Church is the name of this form of life.

A Brief Concluding Postscript

“That’s it?” some readers may ask. “You’ve taken us through all this only to conclude with ‘Church is the name of this form of life’?” But we ask the reader, frustrated though you may be, to think again. Description is everything. And by calling attention to Luke’s account of the birth and spread of what came to be referred to as “the church,” we have tried to suggest that knowing how to describe that reality is anything but a straightforward process. Christianity did not spring from the head of Zeus readily identifiable. Indeed, as Luke makes clear, followers of Christ were first simply known as those who followed “the Way.” It was their detractors who labeled them “Christians.” The label turned out to be a useful description but, as we hope our brief rendering of Luke’s account suggests, “the church” names an ongoing narrative which is itself a politics and a habit of sight. In an odd way the story Luke recounts allows us to see that Christians are a people who may never quite know who and where they are. That means descriptions are never settled. We hope, therefore, that our attempt to help readers see Christianity through Acts has made it apparent that any Christianity abstracted from flesh-and-blood manifestations of the lordship of Christ embodied in concrete communities of witness would, in fact, no longer be recognizable to those whose lives Luke sought to narrate—that is, to Christians.

It is our contention that, far exceeding the precision or plausibility of a specific argument, at stake in the current preoccupation with Christianity is a deeper, more intractable problematic having to do with how we perceive, name, appraise, possess—in short, create—that which we endeavor to know; and also with recognizing when the objects of such endeavors cannot (or perhaps should not) be known in quite the manner we wish to know them.63 Here we have merely wanted to raise the question of what it might mean for those intellectual currents whose scholarly energies have been directed at enumerating the lineaments of various renderings of Christianity, “global” or otherwise, to grapple with the existence, so far as Luke has shown us in Acts, of a people whose attitudes and behaviors, passions and disputes signal the ineluctably specific after-effects of having been woven into a story not of their own design.

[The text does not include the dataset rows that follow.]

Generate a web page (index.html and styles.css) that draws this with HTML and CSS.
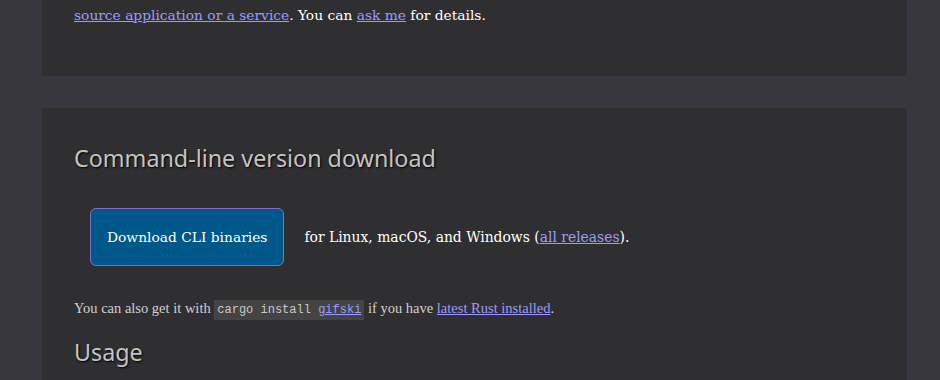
FILE: index.html
```html
<!DOCTYPE html>
<html lang="en">
<head>
<meta charset="UTF-8">
<meta name="viewport" content="width=device-width, initial-scale=1.0">
<title>gifski</title>
<link rel="stylesheet" href="styles.css">
</head>
<body>
<div class="page">
  <section class="card card-top">
    <p class="lead"><a href="#">source application or a service</a>. You can <a href="#">ask me</a> for details.</p>
  </section>

  <section class="card card-main">
    <h2>Command-line version download</h2>
    <div class="download-row">
      <a href="#" class="button">Download CLI binaries</a>
      <span class="lead">for Linux, macOS, and Windows (<a href="#">all releases</a>).</span>
    </div>
    <p class="small">You can also get it with <code>cargo install <a href="#">gifski</a></code> if you have <a href="#">latest Rust installed</a>.</p>
    <h2 class="usage">Usage</h2>
  </section>
</div>
</body>
</html>
```

FILE: styles.css
```css
body {
  margin: 0;
  padding: 0;
  background-color: #38373f;
  color: #ffffff;
  font-family: "DejaVu Serif", Georgia, serif;
  height: 380px;
  overflow: hidden;
}
.page {
  width: 865px;
  margin: 0 0 0 42px;
  display: flex;
  flex-direction: column;
  gap: 32px;
}
.card {
  background-color: #2f2f31;
  padding: 0 32px 0 32px;
}
.card-top {
  height: 76px;
}
.card-main {
  height: 272px;
}
.lead {
  font-size: 13.8px;
  margin: 0;
}
.card-top .lead {
  padding-top: 7px;
}
.download-row .lead {
  font-size: 13.9px;
}
a {
  color: #9b9bff;
}
h2 {
  font-family: "Noto Sans", "Open Sans", sans-serif;
  font-weight: normal;
  font-size: 23.3px;
  color: #c4c4c4;
  text-shadow: 1px 1px 2px #000;
  margin: 0;
  padding-top: 34px;
}
.download-row {
  display: flex;
  align-items: center;
  gap: 20px;
  margin: 34px 0 0 16px;
}
.button {
  display: inline-block;
  background-color: #00578a;
  border: 1px solid #7a70c8;
  border-radius: 6px;
  color: #fff;
  text-decoration: none;
  padding: 20px 16px;
  font-size: 13.8px;
}
.small {
  font-family: "Liberation Serif", serif;
  font-size: 14.5px;
  color: #d0d0d0;
  margin: 34px 0 0 0;
}
code {
  font-family: "Liberation Mono", monospace;
  font-size: 12px;
  background-color: #444;
  color: #c8c8c8;
  padding: 3px 3px;
}
.usage {
  padding-top: 19px;
}
```
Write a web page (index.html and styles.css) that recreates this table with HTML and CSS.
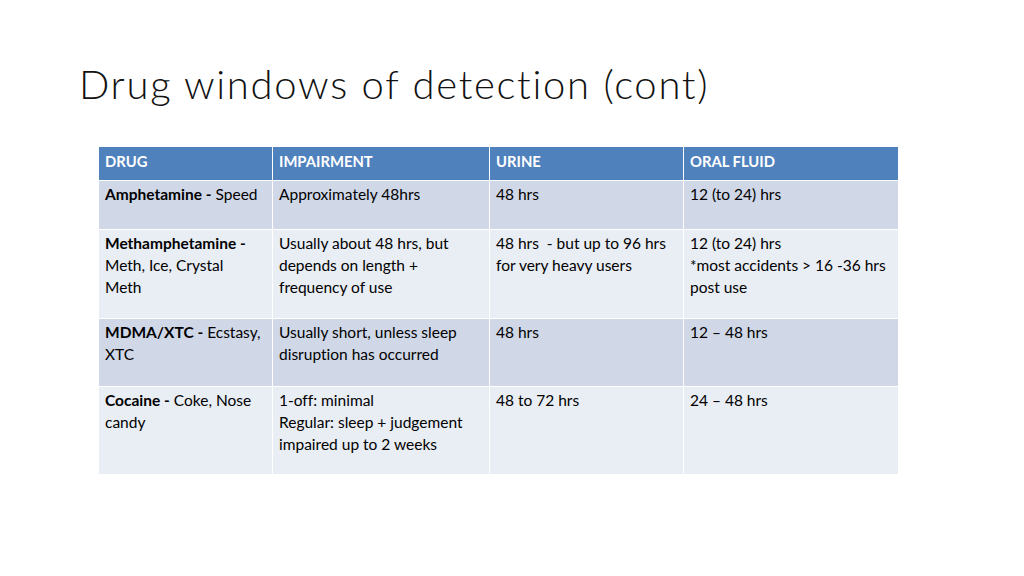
FILE: index.html
```html
<!DOCTYPE html>
<html>
<head>
<meta charset="utf-8">
<link rel="stylesheet" href="styles.css">
</head>
<body>
<div class="slide">
  <h1 class="title">Drug windows of detection (cont)</h1>
  <table class="grid">
    <colgroup>
      <col class="c1"><col class="c2"><col class="c3"><col class="c4">
    </colgroup>
    <thead>
      <tr class="head">
        <th>DRUG</th><th>IMPAIRMENT</th><th>URINE</th><th>ORAL FLUID</th>
      </tr>
    </thead>
    <tbody>
      <tr class="odd r1">
        <td><b>Amphetamine -</b> Speed</td>
        <td>Approximately 48hrs</td>
        <td>48 hrs</td>
        <td>12 (to 24) hrs</td>
      </tr>
      <tr class="even r2">
        <td><b>Methamphetamine -</b><br>Meth, Ice, Crystal<br>Meth</td>
        <td>Usually about 48 hrs, but<br>depends on length +<br>frequency of use</td>
        <td>48 hrs&nbsp; - but up to 96 hrs<br>for very heavy users</td>
        <td>12 (to 24) hrs<br>*most accidents &gt; 16 -36 hrs<br>post use</td>
      </tr>
      <tr class="odd r3">
        <td><b>MDMA/XTC -</b> Ecstasy,<br>XTC</td>
        <td>Usually short, unless sleep<br>disruption has occurred</td>
        <td>48 hrs</td>
        <td>12 – 48 hrs</td>
      </tr>
      <tr class="even r4">
        <td><b>Cocaine -</b> Coke, Nose<br>candy</td>
        <td>1-off: minimal<br>Regular: sleep + judgement<br>impaired up to 2 weeks</td>
        <td>48 to 72 hrs</td>
        <td>24 – 48 hrs</td>
      </tr>
    </tbody>
  </table>
</div>
</body>
</html>
```

FILE: styles.css
```css
* { box-sizing: border-box; }
html, body { margin: 0; padding: 0; background: #ffffff; }
.slide {
  width: 1024px;
  height: 576px;
  padding: 58px 0 0 0;
  font-family: Lato, "Open Sans", sans-serif;
  font-variant-ligatures: none;
  color: #000;
}
.title {
  margin: 0 0 0 79px;
  font-family: Lato, sans-serif;
  font-weight: 300;
  font-size: 40px;
  line-height: 52px;
  letter-spacing: 1.7px;
  color: #111;
}
.grid {
  margin: 36px 0 0 98px;
  border-collapse: collapse;
  table-layout: fixed;
  width: 800px;
  font-size: 15.5px;
}
.c1 { width: 174px; }
.c2 { width: 217px; }
.c3 { width: 194px; }
.c4 { width: 215px; }
.grid th, .grid td {
  border: 1.5px solid #ffffff;
  text-align: left;
  vertical-align: top;
  padding: 2px 6px 0 6px;
  line-height: 22px;
  white-space: nowrap;
}
.head th {
  background: #4f81bd;
  color: #ffffff;
  font-weight: 700;
  font-size: 14.8px;
  height: 34px;
  padding-top: 3px;
}
.odd td { background: #d0d8e8; }
.even td { background: #e9edf4; }
.r1 td { height: 49px; }
.r2 td { height: 89px; }
.r3 td { height: 68px; }
.r4 td { height: 88px; }
.grid b { font-weight: 700; }
```
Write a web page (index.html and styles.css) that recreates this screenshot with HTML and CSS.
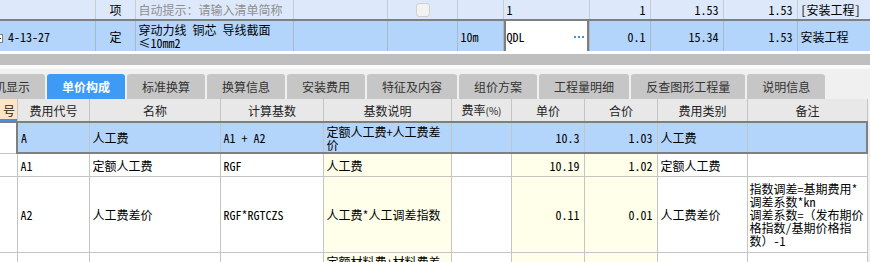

In fact, what Acts shows us is that to “see something as something” is, in large measure, already to have been made by it—or, at the very least, to find oneself journeying down a path where the potentiality for such reordering is ubiquitous. Yet aspect-blindness might well be our normal condition.

This takes us to a final thought. Is it possible, or desirable, that an encounter with the life-worlds that comprise the focal points of our inquiries might make a claim not only on the certainties by which they are apprehended but on the life of the student who apprehends them? That retaining “what may be a discomforting—even scandalous—presence within our receiving languages” might reveal as slightly more tentative or provisional the assumptions that subtend them?64 We cannot pretend to have avoided the tendencies that militate against such a possibility. We only hope that a semblance of what we have learned from Wittgenstein and Hadot has been made manifest in the preceding pages.